● **Goal**: Pictures stay out of the copy; restate everything else in the material exactly.

● **Data shown**:
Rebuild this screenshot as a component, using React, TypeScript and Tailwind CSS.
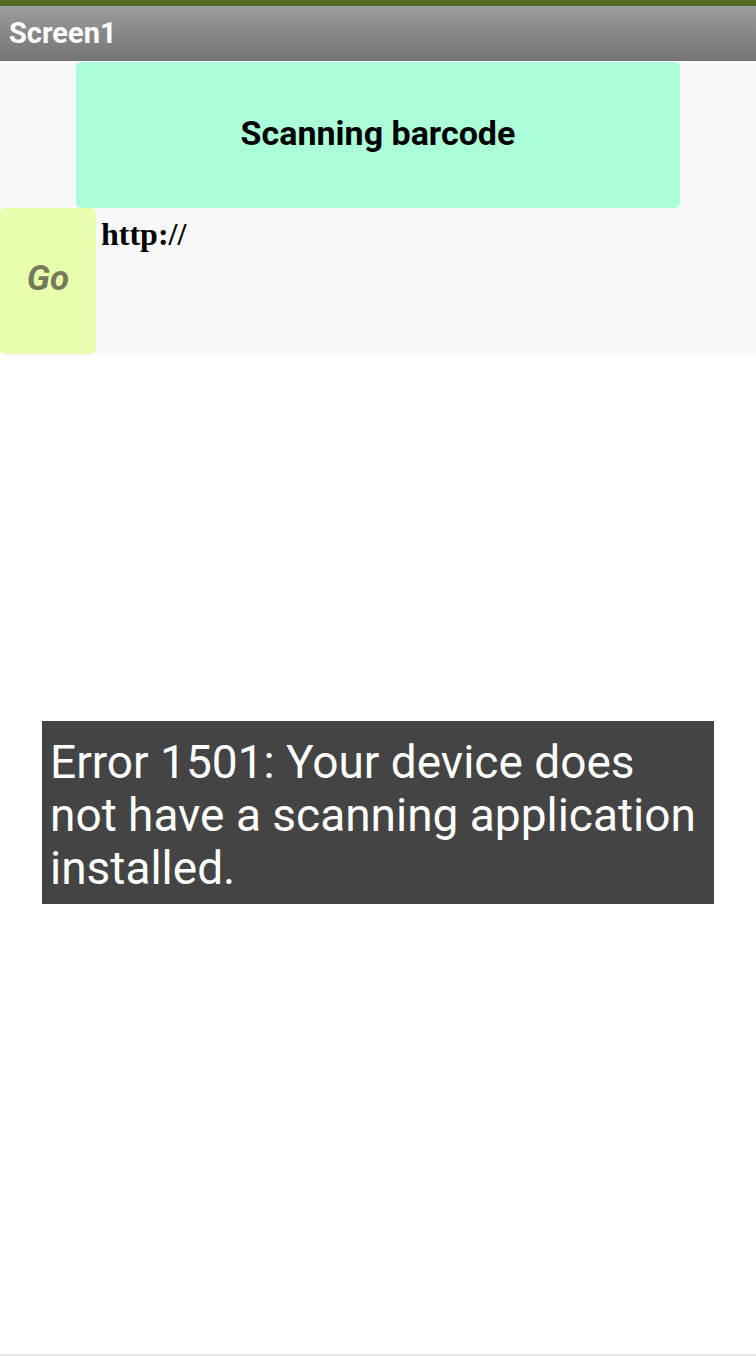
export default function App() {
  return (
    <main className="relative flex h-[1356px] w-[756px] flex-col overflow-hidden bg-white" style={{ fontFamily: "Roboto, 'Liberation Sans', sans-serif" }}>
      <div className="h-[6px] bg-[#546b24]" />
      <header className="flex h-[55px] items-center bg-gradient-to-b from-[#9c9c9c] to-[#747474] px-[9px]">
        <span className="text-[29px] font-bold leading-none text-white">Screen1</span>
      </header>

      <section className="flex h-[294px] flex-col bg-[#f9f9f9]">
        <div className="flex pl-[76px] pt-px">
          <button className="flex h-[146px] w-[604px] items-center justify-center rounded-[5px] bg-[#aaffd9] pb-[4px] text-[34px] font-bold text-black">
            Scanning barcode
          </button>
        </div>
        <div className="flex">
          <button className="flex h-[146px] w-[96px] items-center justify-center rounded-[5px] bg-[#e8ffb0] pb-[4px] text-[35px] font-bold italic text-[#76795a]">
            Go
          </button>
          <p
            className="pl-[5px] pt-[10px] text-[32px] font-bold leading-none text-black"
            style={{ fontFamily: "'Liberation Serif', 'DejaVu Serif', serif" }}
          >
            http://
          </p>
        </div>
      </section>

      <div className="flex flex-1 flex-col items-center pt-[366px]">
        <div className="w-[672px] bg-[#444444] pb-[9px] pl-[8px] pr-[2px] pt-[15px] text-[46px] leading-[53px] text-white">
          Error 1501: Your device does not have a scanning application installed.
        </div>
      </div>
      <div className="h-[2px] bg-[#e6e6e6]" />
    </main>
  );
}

● **Full solution**:
Rebuild this screenshot as a component, using React, TypeScript and Tailwind CSS.
export default function App() {
  return (
    <main className="relative flex h-[1356px] w-[756px] flex-col overflow-hidden bg-white" style={{ fontFamily: "Roboto, 'Liberation Sans', sans-serif" }}>
      <div className="h-[6px] bg-[#546b24]" />
      <header className="flex h-[55px] items-center bg-gradient-to-b from-[#9c9c9c] to-[#747474] px-[9px]">
        <span className="text-[29px] font-bold leading-none text-white">Screen1</span>
      </header>

      <section className="flex h-[294px] flex-col bg-[#f9f9f9]">
        <div className="flex pl-[76px] pt-px">
          <button className="flex h-[146px] w-[604px] items-center justify-center rounded-[5px] bg-[#aaffd9] pb-[4px] text-[34px] font-bold text-black">
            Scanning barcode
          </button>
        </div>
        <div className="flex">
          <button className="flex h-[146px] w-[96px] items-center justify-center rounded-[5px] bg-[#e8ffb0] pb-[4px] text-[35px] font-bold italic text-[#76795a]">
            Go
          </button>
          <p
            className="pl-[5px] pt-[10px] text-[32px] font-bold leading-none text-black"
            style={{ fontFamily: "'Liberation Serif', 'DejaVu Serif', serif" }}
          >
            http://
          </p>
        </div>
      </section>

      <div className="flex flex-1 flex-col items-center pt-[366px]">
        <div className="w-[672px] bg-[#444444] pb-[9px] pl-[8px] pr-[2px] pt-[15px] text-[46px] leading-[53px] text-white">
          Error 1501: Your device does not have a scanning application installed.
        </div>
      </div>
      <div className="h-[2px] bg-[#e6e6e6]" />
    </main>
  );
}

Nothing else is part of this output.